Dr. Holger Birkholz, Kunstwissenschaftler, Dresden, 2016

 

 

Sammlung Schroth

Anton Quiring, (*1970, lebt in Frankfurt am Main) stellt den Betrachter konkrete Materialien vor Augen, die ihn zu weit entfernten und bis ins Unendliche reichende Vorstellungen führen. Phönix I und Phönix II sind Bildtafeln, die bis über ihre Ränder mit zerstampfter Holzkohle bedeckt sind. Es ist ein schwärzliches Pulver, das mit Eitempera gebunden ist. Eigentlich ist es keine Farbe, sondern Asche, also zerkleinertes Material, dessen Dunkelheit in allen Farben changiert. Man blickt also über die Oberfläche hinaus auf die Herkunft (Holz, Feuer, Zerkleinern), auf die verkohlt-kristalline Struktur und auf die beweglichen Lichtreflexionen. Die schwarze Fläche stellt nichts dar, sondern zeigt lediglich ihre Materialität. Dennoch bleibt sie nicht im Konkreten, sondern führt die Vorstellung in weitere Bereiche der Erinnerung und Vorstellung. Auf andere Weise reicht die schwarze, an der Wand hängende Kreisform Ohne Titel (S 1) über ihre anschauliche Form hinaus. Bei näherer Betrachtung erkennt man, dass es sich um eine Spule aus einem 5 cm breiten Kartonband handelt, das mit Bitumen überzogen ist. In Gedanken vollzieht man die lange dauernde Arbeit des Aufwickelns nach. Die Oberfläche des Kartonbandes verschwindet im Inneren der Spule. Das Schwarz verbirgt die Materialität und schließt die Handling in der Ruheform des Kreises zusammen. Auch hier reicht also die Vorstellung weit über die festgestellte Form hinaus. Im Gegensatz zum Konstruktivismus – oder eher in seiner Erweiterung – gelangt der Betrachter von einer Form nicht zu anderen Form, sondern zu einer lang andauernden Handlung und zu Vorstellungen, die sich weit vom Konkreten entfernen.

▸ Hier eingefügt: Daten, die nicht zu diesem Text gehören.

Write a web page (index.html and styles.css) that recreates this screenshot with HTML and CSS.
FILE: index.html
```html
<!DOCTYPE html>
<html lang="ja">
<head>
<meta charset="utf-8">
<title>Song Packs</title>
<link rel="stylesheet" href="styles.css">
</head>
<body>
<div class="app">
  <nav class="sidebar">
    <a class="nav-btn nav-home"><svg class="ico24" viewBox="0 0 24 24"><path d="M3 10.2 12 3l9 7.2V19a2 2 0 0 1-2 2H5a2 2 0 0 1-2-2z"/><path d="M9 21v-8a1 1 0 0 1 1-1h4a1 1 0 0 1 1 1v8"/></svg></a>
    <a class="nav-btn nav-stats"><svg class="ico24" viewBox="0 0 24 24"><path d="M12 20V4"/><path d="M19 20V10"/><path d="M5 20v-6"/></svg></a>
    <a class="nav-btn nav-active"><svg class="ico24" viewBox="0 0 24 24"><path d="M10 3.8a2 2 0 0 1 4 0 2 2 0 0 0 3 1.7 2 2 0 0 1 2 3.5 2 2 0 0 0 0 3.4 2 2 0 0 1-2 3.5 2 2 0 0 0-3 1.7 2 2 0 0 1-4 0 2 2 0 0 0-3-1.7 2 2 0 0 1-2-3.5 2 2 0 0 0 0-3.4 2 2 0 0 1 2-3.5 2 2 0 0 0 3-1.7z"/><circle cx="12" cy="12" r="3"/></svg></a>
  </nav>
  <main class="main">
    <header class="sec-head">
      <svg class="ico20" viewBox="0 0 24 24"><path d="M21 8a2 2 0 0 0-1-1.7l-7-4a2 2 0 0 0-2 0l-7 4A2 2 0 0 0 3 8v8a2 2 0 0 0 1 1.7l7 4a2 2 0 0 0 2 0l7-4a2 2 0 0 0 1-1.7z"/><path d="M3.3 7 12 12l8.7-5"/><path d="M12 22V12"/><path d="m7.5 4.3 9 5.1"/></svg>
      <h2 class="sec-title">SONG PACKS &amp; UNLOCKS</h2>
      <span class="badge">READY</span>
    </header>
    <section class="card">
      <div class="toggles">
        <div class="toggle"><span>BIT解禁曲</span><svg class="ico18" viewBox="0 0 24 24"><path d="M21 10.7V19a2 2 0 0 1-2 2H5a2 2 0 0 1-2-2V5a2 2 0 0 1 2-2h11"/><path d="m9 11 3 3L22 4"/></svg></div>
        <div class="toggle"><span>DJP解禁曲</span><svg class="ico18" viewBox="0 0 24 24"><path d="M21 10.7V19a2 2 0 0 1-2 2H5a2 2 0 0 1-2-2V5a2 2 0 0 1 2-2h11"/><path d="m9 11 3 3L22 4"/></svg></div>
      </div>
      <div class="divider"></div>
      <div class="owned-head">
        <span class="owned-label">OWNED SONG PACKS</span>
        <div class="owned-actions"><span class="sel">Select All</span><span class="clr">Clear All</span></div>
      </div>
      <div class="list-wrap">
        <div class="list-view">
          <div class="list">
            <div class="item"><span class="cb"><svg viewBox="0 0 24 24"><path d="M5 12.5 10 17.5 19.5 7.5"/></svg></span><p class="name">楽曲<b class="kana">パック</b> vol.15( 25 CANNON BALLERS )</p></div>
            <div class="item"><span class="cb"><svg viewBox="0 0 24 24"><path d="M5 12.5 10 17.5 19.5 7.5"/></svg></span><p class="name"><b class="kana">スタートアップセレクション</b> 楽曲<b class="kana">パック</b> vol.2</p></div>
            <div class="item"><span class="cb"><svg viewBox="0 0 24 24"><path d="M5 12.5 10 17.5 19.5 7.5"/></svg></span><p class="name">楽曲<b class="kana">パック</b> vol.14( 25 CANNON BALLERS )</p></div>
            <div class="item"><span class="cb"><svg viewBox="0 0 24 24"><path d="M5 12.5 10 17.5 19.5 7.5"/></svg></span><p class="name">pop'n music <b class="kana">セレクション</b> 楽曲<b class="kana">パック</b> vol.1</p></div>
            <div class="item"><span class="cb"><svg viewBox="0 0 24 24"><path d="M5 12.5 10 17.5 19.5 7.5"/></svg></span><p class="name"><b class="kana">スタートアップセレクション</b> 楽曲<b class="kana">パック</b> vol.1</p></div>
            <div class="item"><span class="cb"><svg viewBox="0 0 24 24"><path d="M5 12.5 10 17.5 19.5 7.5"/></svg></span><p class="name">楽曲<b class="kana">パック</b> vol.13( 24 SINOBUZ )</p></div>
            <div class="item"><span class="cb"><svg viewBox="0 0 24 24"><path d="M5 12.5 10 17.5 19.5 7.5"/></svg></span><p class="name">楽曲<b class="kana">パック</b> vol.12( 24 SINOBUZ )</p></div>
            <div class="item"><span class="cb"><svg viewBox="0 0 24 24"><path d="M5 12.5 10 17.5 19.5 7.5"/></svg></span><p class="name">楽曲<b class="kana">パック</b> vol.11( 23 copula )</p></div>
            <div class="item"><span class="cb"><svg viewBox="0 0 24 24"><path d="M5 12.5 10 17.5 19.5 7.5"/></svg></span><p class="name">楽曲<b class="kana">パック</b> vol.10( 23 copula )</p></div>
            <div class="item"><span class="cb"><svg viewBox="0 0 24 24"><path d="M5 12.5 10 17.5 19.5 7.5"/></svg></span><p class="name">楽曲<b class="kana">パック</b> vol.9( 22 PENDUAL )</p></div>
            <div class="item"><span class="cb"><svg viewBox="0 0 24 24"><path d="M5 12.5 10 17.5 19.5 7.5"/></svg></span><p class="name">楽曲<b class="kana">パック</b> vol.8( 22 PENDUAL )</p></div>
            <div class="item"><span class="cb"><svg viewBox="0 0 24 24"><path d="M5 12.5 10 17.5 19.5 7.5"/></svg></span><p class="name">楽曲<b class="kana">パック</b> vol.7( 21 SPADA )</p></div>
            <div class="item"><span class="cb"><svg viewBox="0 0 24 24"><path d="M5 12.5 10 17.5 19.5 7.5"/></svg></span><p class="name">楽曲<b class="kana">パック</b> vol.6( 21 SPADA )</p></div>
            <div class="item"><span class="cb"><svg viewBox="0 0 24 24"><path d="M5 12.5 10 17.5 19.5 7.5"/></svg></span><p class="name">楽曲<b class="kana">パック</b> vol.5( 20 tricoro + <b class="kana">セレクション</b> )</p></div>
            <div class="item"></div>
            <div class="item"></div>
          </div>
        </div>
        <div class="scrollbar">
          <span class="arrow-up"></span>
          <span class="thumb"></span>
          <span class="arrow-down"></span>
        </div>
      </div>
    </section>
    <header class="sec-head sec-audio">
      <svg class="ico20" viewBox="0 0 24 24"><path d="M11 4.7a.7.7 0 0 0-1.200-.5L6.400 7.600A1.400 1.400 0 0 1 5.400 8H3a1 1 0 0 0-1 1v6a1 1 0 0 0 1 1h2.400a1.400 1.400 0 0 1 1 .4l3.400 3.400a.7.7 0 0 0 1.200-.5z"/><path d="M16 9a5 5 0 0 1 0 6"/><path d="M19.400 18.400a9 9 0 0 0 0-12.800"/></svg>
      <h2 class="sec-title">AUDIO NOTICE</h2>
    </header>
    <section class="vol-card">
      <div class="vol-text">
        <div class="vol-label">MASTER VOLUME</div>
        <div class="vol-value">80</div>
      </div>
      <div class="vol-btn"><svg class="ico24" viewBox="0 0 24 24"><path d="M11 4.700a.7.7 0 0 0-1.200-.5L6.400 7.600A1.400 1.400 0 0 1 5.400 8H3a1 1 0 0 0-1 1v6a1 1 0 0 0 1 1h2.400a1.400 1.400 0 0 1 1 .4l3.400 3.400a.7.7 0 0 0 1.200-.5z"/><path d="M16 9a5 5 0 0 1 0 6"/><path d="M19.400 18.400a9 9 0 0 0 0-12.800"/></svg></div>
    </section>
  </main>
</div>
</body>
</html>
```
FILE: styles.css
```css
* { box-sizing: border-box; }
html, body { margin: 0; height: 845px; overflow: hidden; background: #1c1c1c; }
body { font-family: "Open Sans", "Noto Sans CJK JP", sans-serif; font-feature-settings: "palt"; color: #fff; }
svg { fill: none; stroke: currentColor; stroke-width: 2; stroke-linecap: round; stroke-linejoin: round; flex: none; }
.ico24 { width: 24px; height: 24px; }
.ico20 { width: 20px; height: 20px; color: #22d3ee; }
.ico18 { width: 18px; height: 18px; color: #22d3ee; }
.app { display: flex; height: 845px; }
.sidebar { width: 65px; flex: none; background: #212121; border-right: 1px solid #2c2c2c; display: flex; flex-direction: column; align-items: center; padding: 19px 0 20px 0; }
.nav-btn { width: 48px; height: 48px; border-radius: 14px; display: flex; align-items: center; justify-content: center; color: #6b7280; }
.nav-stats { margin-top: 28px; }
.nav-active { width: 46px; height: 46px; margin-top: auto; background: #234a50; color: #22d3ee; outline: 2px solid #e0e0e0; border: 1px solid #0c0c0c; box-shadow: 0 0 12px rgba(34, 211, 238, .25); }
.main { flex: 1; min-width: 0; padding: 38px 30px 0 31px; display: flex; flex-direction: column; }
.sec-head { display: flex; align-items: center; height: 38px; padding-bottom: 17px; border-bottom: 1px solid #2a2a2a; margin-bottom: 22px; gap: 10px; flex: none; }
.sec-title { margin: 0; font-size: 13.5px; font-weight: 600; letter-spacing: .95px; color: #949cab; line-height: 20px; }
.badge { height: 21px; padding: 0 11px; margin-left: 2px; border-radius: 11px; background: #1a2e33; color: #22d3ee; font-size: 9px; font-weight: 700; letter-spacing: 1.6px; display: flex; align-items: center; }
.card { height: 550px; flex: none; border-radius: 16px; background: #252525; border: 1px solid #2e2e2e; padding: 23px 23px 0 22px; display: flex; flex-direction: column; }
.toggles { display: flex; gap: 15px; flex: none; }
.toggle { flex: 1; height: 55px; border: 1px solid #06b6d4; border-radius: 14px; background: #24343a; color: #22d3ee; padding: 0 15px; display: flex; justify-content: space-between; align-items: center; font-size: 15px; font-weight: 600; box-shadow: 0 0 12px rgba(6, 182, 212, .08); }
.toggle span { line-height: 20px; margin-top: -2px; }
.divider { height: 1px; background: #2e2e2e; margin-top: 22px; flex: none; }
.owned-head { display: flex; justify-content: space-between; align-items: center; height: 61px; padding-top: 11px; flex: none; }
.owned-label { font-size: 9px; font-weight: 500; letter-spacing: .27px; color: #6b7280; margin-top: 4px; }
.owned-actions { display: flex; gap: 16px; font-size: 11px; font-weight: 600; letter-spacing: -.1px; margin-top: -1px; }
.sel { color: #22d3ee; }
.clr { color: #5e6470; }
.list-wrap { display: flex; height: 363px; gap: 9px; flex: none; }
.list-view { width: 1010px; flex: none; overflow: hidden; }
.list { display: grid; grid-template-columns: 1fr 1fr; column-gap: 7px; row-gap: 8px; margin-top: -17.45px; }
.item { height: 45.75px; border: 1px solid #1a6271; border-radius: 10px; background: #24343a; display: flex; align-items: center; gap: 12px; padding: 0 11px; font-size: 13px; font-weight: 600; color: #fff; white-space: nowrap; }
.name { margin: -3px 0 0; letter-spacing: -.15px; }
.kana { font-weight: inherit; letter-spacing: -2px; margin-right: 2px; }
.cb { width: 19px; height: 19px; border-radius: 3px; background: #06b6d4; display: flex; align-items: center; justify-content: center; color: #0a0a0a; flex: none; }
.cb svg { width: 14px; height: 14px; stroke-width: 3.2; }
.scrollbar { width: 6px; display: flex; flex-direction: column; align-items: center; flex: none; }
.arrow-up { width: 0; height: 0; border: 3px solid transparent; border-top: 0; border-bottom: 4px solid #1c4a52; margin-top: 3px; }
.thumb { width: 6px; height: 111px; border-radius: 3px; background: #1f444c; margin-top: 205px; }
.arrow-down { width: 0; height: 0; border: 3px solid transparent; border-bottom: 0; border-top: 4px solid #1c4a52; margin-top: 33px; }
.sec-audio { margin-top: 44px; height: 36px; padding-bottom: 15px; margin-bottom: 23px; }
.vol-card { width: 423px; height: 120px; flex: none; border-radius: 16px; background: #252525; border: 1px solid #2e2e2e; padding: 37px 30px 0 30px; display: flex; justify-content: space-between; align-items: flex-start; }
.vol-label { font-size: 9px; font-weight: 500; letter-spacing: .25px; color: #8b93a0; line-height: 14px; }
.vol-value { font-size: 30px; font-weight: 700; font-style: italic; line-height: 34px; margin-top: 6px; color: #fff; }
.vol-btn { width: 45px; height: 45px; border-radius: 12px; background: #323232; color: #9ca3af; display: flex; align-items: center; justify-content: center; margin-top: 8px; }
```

Prof. Dr. Erich Franz, Münster, 2015

 

 

Strukturanalyse

(…) Die Suche nach strukturellen Werten und Qualitäten führte Quiring zunächst zur monochromen Malerei. Schnell wird dabei deutlich, dass selbst die flächige Malerei bei ihm immer wieder mehr sein will. Die Ölfarbe erhielt Asche, Erde, Kohlereste – meist natürliches Material… Quiring schafft damit monochrome Malerei mit starkem Oberflächenrelief… Aus den sehr einfachen, billigen Ausgangsmaterialien entsteht ein vollkommen verändertes, hochwertigeres Erscheinungsbild. „Die monochrome Malerei ist für mich eine Möglichkeit, mich zu versenken. Es können tiefe Gefühle zum Ausdruck gebracht werden“, sagt Quiring dazu. Die Malerei wird in weiteren Werken immer plastischer. Das Strukturelle und die Poetik des Einfachen, die zuvor schon anklangen, werden spürbar weiterverfolgt. Er agiert bescheiden und zurückhaltend, indem er Minimalismus und Arte povera zusammenbringt. Die Inspiration geht unmittelbar vom Material aus.